**What needs to be done**
Collect each line holding the string "table".

* begin Supplied data *

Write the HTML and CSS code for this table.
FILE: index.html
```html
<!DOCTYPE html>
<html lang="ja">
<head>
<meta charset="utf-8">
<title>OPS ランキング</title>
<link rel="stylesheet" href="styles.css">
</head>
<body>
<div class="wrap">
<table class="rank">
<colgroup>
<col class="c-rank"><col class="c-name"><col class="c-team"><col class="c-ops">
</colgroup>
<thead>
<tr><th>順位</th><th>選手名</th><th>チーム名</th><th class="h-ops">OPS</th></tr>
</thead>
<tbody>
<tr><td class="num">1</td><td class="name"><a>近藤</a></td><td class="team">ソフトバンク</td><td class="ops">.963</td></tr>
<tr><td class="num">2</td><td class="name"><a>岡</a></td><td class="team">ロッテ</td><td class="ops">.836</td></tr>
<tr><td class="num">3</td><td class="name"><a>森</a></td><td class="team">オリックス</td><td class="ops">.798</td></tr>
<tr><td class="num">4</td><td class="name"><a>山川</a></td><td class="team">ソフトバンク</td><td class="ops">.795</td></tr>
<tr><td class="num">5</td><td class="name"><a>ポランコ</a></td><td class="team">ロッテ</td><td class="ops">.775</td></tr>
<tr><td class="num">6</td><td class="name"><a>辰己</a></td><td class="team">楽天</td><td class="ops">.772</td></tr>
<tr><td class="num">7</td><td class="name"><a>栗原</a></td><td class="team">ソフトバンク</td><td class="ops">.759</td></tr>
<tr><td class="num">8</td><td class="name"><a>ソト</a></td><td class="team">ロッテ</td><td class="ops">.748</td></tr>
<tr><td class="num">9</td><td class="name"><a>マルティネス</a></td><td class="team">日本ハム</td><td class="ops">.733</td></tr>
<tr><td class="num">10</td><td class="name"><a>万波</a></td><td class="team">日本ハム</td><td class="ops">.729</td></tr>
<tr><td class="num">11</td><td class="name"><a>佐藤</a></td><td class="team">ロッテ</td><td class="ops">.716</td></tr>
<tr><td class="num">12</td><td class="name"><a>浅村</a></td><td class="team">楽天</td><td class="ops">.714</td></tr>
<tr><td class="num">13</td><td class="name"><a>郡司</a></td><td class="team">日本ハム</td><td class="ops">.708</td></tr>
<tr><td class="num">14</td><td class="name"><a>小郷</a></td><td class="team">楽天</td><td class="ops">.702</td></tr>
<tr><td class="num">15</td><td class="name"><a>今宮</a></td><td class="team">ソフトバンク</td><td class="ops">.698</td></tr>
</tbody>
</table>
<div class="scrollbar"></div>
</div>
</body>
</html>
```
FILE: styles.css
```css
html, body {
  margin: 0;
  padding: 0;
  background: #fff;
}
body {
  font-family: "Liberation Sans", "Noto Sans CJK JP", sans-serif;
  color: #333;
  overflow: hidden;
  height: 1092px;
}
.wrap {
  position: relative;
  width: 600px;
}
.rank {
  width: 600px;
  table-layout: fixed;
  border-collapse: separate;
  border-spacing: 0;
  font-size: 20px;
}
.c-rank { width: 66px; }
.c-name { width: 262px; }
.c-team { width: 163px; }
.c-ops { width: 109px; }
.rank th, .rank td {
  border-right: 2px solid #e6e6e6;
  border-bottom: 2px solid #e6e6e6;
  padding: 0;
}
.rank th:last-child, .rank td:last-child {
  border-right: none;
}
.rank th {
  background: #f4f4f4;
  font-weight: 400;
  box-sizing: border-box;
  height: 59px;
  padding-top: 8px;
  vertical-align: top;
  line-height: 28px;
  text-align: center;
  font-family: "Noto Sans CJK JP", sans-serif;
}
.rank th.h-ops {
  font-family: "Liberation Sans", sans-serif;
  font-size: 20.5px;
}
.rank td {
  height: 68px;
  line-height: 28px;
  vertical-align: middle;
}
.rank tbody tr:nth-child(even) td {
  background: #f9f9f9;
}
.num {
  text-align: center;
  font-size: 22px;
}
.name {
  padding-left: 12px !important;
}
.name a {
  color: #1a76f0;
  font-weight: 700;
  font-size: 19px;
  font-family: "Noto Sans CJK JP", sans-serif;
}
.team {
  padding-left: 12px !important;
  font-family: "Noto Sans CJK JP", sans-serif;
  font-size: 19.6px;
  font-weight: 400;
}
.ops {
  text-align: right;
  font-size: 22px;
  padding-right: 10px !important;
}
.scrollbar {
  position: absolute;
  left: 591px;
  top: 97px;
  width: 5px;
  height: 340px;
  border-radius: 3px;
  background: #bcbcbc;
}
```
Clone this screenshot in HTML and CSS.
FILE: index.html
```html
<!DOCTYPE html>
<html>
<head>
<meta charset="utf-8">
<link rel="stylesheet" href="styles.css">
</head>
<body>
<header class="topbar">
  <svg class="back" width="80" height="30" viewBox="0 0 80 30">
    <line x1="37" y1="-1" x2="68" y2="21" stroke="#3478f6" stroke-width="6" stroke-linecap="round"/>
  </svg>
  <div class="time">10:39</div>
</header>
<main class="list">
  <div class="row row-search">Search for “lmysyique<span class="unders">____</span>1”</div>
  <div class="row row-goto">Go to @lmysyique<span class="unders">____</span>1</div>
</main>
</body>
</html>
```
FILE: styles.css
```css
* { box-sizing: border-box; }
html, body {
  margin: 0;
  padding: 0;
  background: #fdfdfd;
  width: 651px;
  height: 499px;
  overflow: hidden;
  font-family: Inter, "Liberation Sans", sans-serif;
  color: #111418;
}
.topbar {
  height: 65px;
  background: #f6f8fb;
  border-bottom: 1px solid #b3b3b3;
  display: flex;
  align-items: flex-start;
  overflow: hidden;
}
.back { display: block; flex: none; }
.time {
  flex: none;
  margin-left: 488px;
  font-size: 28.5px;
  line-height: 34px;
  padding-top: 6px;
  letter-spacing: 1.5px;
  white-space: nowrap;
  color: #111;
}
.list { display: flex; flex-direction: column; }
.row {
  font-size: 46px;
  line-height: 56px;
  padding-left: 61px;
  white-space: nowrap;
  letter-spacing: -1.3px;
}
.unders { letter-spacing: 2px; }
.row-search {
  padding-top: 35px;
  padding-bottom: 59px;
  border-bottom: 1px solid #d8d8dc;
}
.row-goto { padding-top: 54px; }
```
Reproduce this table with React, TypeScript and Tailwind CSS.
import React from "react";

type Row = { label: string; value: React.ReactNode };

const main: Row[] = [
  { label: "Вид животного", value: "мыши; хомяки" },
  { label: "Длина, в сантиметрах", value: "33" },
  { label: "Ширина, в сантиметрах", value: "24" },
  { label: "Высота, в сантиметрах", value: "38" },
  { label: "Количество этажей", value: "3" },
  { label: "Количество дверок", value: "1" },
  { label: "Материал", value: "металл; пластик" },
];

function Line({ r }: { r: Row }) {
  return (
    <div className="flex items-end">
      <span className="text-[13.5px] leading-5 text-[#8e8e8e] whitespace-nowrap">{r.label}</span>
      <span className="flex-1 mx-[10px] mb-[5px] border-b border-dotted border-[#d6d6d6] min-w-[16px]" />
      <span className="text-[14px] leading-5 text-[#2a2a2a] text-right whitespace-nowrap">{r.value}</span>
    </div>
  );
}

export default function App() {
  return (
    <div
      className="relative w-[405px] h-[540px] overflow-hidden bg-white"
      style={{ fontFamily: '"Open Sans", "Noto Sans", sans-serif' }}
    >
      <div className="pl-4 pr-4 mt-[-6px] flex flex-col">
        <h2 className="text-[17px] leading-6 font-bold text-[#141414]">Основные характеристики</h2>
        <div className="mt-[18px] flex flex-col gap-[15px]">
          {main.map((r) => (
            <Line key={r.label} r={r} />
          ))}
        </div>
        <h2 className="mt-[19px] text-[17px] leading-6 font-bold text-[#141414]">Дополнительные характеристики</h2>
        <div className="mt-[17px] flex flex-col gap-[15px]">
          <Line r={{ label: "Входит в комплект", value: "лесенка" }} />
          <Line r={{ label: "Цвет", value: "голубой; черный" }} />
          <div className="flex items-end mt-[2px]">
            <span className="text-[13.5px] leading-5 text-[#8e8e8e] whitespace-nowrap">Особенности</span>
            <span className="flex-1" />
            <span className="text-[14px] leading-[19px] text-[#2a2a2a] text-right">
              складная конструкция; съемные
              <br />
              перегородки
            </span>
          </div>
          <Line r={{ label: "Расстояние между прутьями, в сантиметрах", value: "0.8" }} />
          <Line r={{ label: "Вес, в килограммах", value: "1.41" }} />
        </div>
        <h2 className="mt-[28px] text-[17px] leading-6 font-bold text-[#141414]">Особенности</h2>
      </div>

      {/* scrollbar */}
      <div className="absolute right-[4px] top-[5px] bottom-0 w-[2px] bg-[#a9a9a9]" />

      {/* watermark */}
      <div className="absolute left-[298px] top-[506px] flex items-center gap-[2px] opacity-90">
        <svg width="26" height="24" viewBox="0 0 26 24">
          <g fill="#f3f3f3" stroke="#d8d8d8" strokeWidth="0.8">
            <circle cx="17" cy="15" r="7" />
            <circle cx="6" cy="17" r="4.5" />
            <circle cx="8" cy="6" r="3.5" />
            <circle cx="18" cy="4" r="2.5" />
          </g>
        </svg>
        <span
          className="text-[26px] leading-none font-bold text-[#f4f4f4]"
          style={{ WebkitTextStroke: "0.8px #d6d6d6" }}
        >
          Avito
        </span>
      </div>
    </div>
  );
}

* end Supplied data *

**Problem solution**
Write the HTML and CSS code for this table.
<table class="rank">
</table>
  table-layout: fixed;
Reproduce this table with React, TypeScript and Tailwind CSS.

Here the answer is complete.